Raw account data can be rich, but it is not naturally decision-ready. It is messy, inconsistent, and often too detailed to interpret quickly at scale. One analyst may focus on payroll timing. Another may focus on account volatility. A third may react mostly to visible overdrafts. That kind of inconsistency weakens decision quality.
Attributes help create a common language. They let teams compare files more consistently because the same financial behavior is being described in the same way. That improves not only speed, but also discipline. Underwriters, risk teams, and product managers can discuss patterns without first reinterpreting every line of transaction history from scratch.
They also help surface what traditional summaries may miss. Two applicants can report similar income and show very different financial behavior once you look at recurring bills, timing gaps, shortfall pressure, or balance management. Attributes bring those differences forward in a way that is much easier to evaluate.
A useful attribute has to do more than sound intelligent. It should capture something real, stable enough to measure, and relevant to the decision being made. If an attribute cannot be explained clearly, interpreted consistently, or linked to actual risk or affordability questions, it may add complexity without adding much value.

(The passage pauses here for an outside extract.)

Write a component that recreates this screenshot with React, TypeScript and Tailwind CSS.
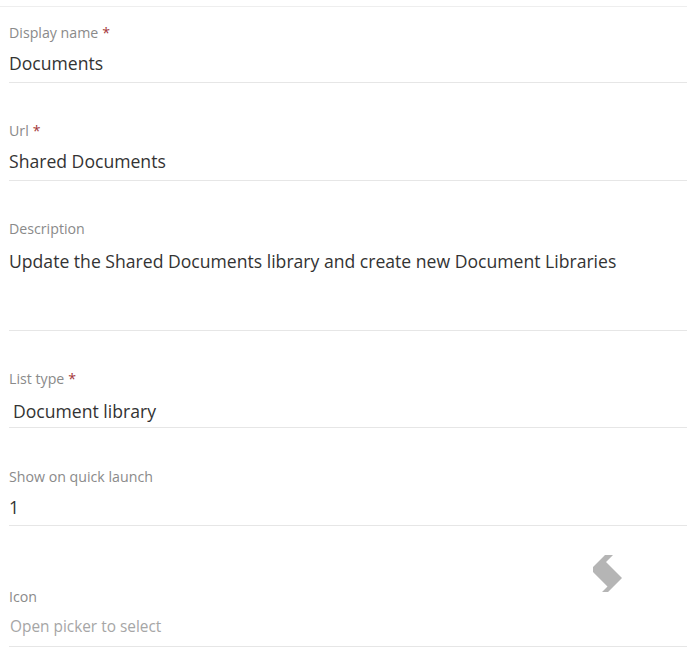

Good attributes also respect timing. A signal built from the past 30 days may be useful for one lending decision and nearly useless for another. Some products need a short-term affordability view. Others need a broader picture of behavior across several months. The strongest attribute sets are designed around the real use case, not around a generic idea of financial analysis.
Another important quality is resistance to noise. Transaction data contains transfers, reversals, duplicate-looking events, temporary spikes, and edge cases that can distort simple measurements. Strong attributes are built carefully enough that they do not overreact to every odd pattern in the data.
One of the easiest mistakes in this area is treating attributes as if they speak for themselves. They do not. They improve clarity, but they still need interpretation. A variable showing irregular income may point to instability, or it may simply reflect self-employment. A low average balance may suggest stress, or it may reflect an operating style where funds move quickly but predictably.
This is where judgment still matters. Good teams do not use attributes only to produce a score. They use them to ask better questions. What is driving this pattern? Is this a warning sign, or just a different financial rhythm? Does the signal match the rest of the file, or does it create a contradiction worth exploring?
That is especially important when attributes are used in automated environments. Standardization improves consistency, but rigid interpretation can create errors. The strongest systems pair strong features with strong decision logic, not just volume and speed.
Cashflow attributes are especially valuable where traditional information leaves gaps. Thin-file borrowers, self-employed applicants, newer businesses, and applicants with uneven but real earning power often fit into that category. In those cases, structured transaction-based signals can reveal stability that older models miss, or expose fragility that headline income hides.
They are also useful beyond credit approval. Portfolio monitoring, servicing, fraud review, account management, and early-warning systems can all benefit from the same kind of structured financial signals. Once account activity is translated effectively, the data supports multiple decisions.
That broader usefulness is part of why the topic matters. Cashflow attributes are not just a feature set for underwriting teams. They are part of a wider shift toward using actual financial behavior more intelligently. When they are built well and interpreted with care, they help turn noisy financial data into something much more valuable: a clearer picture of real-world financial health.